Look through the lines below and extract any with the word "that".
— Start —
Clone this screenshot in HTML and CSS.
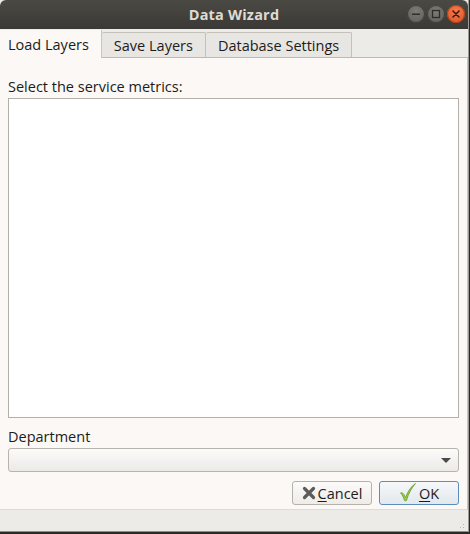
FILE: index.html
```html
<!DOCTYPE html>
<html>
<head>
<meta charset="utf-8">
<link rel="stylesheet" href="styles.css">
</head>
<body>
<div class="window">
  <div class="titlebar">
    <div class="title">Data Wizard</div>
    <div class="controls">
      <span class="ctl ctl-min"><svg width="16" height="16" viewBox="0 0 16 16"><rect x="4" y="7.5" width="8" height="1.5" fill="#2e2d2a"/></svg></span>
      <span class="ctl ctl-max"><svg width="16" height="16" viewBox="0 0 16 16"><rect x="4.5" y="4.5" width="7" height="7" fill="none" stroke="#2e2d2a" stroke-width="1.3"/></svg></span>
      <span class="ctl ctl-close"><svg width="16" height="16" viewBox="0 0 16 16"><path d="M5 5 L11 11 M11 5 L5 11" stroke="#3a1a0e" stroke-width="1.6" stroke-linecap="round"/></svg></span>
    </div>
  </div>
  <div class="tabbar">
    <div class="tab active">Load Layers</div>
    <div class="tab">Save Layers</div>
    <div class="tab">Database Settings</div>
  </div>
  <div class="panel">
    <div class="label label-top">Select the service metrics:</div>
    <div class="listbox"></div>
    <div class="label label-dept">Department</div>
    <div class="combo"><span class="arrow"></span></div>
    <div class="buttons">
      <button class="btn"><svg class="icon" width="14" height="14" viewBox="0 0 14 14"><path d="M2.5 2.5 L11.5 11.5 M11.5 2.5 L2.5 11.5" stroke="#5b5b58" stroke-width="3.2" stroke-linecap="round"/></svg><span><u>C</u>ancel</span></button>
      <button class="btn btn-default"><svg class="icon" width="18" height="20" viewBox="0 0 18 20"><path d="M1.5 11 C3 10 4.5 11 6.5 15.5 C9 9 12 4.5 16.5 1.5 C12.5 6 9.5 11.5 7.5 18.5 C6.5 19 6 19 5.5 18.5 C4.5 15 3 12.5 1.5 11 Z" fill="#9acb4c" stroke="#6a9a2c" stroke-width="0.8"/></svg><span><u>O</u>K</span></button>
    </div>
  </div>
  <div class="statusbar"><span class="grip"></span></div>
</div>
</body>
</html>
```

FILE: styles.css
```css
html, body {
  margin: 0;
  padding: 0;
}
body {
  width: 470px;
  height: 534px;
  background: #2b2a27;
  font-family: "Open Sans", "Noto Sans", sans-serif;
  font-size: 14.5px;
  color: #1c1c1c;
  overflow: hidden;
}
.window {
  width: 468px;
  height: 531px;
  display: flex;
  flex-direction: column;
  background: #edebe7;
  border-right: 1px solid #9d9a94;
  border-bottom: 1px solid #8f8c86;
}
.titlebar {
  height: 29px;
  flex: none;
  background: linear-gradient(#4a4943, #3a3935);
  border-radius: 6px 6px 0 0;
  position: relative;
  display: flex;
  align-items: center;
  justify-content: center;
}
.title {
  color: #dfdbd2;
  font-weight: bold;
  font-size: 14.5px;
  letter-spacing: 0.2px;
}
.controls {
  position: absolute;
  right: 3px;
  top: 5px;
  display: flex;
  gap: 2px;
}
.ctl {
  width: 18px;
  height: 18px;
  border-radius: 50%;
  display: flex;
  align-items: center;
  justify-content: center;
  background: radial-gradient(circle at 50% 35%, #7d7b75, #5c5b56);
  box-shadow: inset 0 0 0 1px #3e3d39;
}
.ctl-close {
  background: radial-gradient(circle at 50% 35%, #f57c4e, #df4d1c);
  box-shadow: inset 0 0 0 1px #b0401a;
}
.tabbar {
  height: 28px;
  flex: none;
  display: flex;
  align-items: flex-end;
  background: #edebe7;
  border-bottom: 1px solid #bdb9b3;
}
.tab {
  padding: 0 12px;
  display: flex;
  align-items: center;
  background: #e8e6e2;
  border: 1px solid #c4c0ba;
  border-bottom: none;
  border-left: none;
  border-radius: 2px 2px 0 0;
  color: #1c1c1c;
  box-sizing: border-box;
  height: 25px;
  padding-top: 1px;
}
.tab.active {
  height: 28px;
  margin-bottom: -1px;
  padding: 0 12px 0 8px;
  background: #fbf8f5;
  border-top: none;
  border-right: 1px solid #c9c5bf;
  border-radius: 0;
}
.panel {
  flex: 1;
  background: #fbf8f5;
  border-right: 1px solid #c8c4be;
  border-bottom: 1px solid #dedad5;
  padding: 0 8px 4px 8px;
  display: flex;
  flex-direction: column;
}
.label-top {
  margin-top: 18px;
  height: 22px;
  line-height: 22px;
}
.listbox {
  height: 320px;
  flex: none;
  background: #ffffff;
  border: 1px solid #b3afa9;
  box-sizing: border-box;
}
.label-dept {
  margin-top: 7px;
  height: 23px;
  line-height: 23px;
}
.combo {
  height: 24px;
  flex: none;
  box-sizing: border-box;
  border: 1px solid #b7b3ad;
  border-radius: 3px;
  background: linear-gradient(#fcfbfa, #eceae7);
  display: flex;
  align-items: center;
  justify-content: flex-end;
  padding-right: 7px;
}
.arrow {
  width: 0;
  height: 0;
  border-left: 5px solid transparent;
  border-right: 5px solid transparent;
  border-top: 5px solid #4a4945;
}
.buttons {
  margin-top: 9px;
  display: flex;
  justify-content: flex-end;
  gap: 7px;
}
.btn {
  height: 24px;
  width: 80px;
  box-sizing: border-box;
  border: 1px solid #b5b1ab;
  border-radius: 3px;
  background: linear-gradient(#fcfbfa, #eeece9);
  font-family: inherit;
  font-size: 14.5px;
  color: #1c1c1c;
  display: flex;
  align-items: center;
  justify-content: center;
  gap: 2px;
  padding: 0;
}
.btn u {
  text-decoration-thickness: 1px;
  text-underline-offset: 2px;
}
.btn-default {
  border-color: #5a8fbd;
  background: linear-gradient(#f6f8fa, #e3e8ed);
}
.btn-default .icon {
  margin-top: -3px;
}
.statusbar {
  flex: none;
  height: 21px;
  background: #edebe7;
  display: flex;
  justify-content: flex-end;
  align-items: flex-end;
}
.grip {
  width: 10px;
  height: 10px;
  margin: 0 2px 1px 0;
  background-image: radial-gradient(circle, #b9b5af 0.8px, transparent 1px);
  background-size: 3px 3px;
  clip-path: polygon(100% 0, 100% 100%, 0 100%);
}
```
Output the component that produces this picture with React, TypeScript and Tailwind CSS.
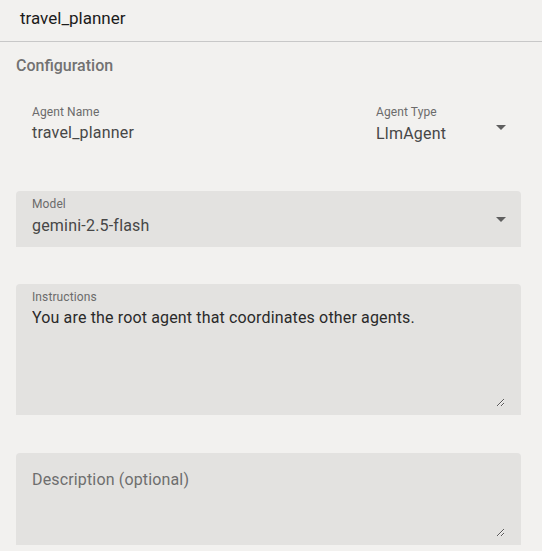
import type { ReactNode } from "react";

function Caret() {
  return (
    <svg width="10" height="5" viewBox="0 0 10 5" className="shrink-0">
      <path d="M0 0h10L5 5z" fill="#5f5f5f" />
    </svg>
  );
}

function SelectField({
  label,
  value,
  filled = false,
  className = "",
}: {
  label: string;
  value: string;
  filled?: boolean;
  className?: string;
}) {
  return (
    <div
      className={`h-14 flex items-center pl-4 pr-[15px] rounded-t ${
        filled ? "bg-[#e3e2e0]" : ""
      } ${className}`}
    >
      <div className="flex-1 min-w-0 self-start pt-[5px]">
        <div className="text-[12px] leading-4 text-[#6b6b6b] tracking-[0.1px]">{label}</div>
        <div className="mt-[2px] text-[16px] leading-6 text-[#474747] tracking-[0.2px]">
          {value}
        </div>
      </div>
      <Caret />
    </div>
  );
}

function TextField({ label, value }: { label: string; value: string }) {
  return (
    <div className="pl-4 pr-4 rounded-t">
      <div className="pt-[5px] text-[12px] leading-4 text-[#6b6b6b] tracking-[0.1px]">{label}</div>
      <div className="mt-[1px] text-[16px] leading-6 text-[#474747] tracking-[0.2px]">{value}</div>
    </div>
  );
}

function AreaField({
  label,
  children,
}: {
  label?: string;
  children: ReactNode;
}) {
  return (
    <div className="bg-[#e3e2e0] rounded-t px-4 pb-2 flex flex-col">
      {label && (
        <div className="pt-[5px] text-[12px] leading-4 text-[#6b6b6b] tracking-[0.1px]">{label}</div>
      )}
      {children}
    </div>
  );
}

export default function App() {
  return (
    <div className="min-h-screen bg-[#f2f1ef] font-['Roboto',sans-serif]">
      <div className="h-[42px] border-b border-[#c8c8c8] pl-5 pt-[6px]">
        <span className="text-[17px] leading-6 text-[#1b1b1b]">travel_planner</span>
      </div>

      <div className="pl-4 pr-[21px] pt-3">
        <div className="text-[16px] leading-6 font-medium text-[#727272]">
          Configuration
        </div>

        <div className="mt-[21px] flex gap-4 h-14">
          <div className="flex-1">
            <TextField label="Agent Name" value="travel_planner" />
          </div>
          <SelectField label="Agent Type" value="LlmAgent" className="w-[161px]" />
        </div>

        <SelectField
          label="Model"
          value="gemini-2.5-flash"
          filled
          className="mt-9"
        />

        <div className="mt-[37px]">
          <AreaField label="Instructions">
            <textarea
              className="mt-[1px] h-[101px] w-full bg-transparent outline-none resize-y text-[16px] leading-6 tracking-[0.15px] text-[#2a2a2a] block"
              defaultValue="You are the root agent that coordinates other agents."
            />
          </AreaField>
        </div>

        <div className="mt-[38px]">
          <AreaField>
            <textarea
              className="mt-[15px] h-[69px] w-full bg-transparent outline-none resize-y text-[16px] leading-6 tracking-[0.15px] text-[#2a2a2a] placeholder:text-[#6e6e6e] block"
              placeholder="Description (optional)"
            />
          </AreaField>
        </div>
      </div>
    </div>
  );
}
— End —
## Output for this task:
Output the component that produces this picture with React, TypeScript and Tailwind CSS.
              defaultValue="You are the root agent that coordinates other agents."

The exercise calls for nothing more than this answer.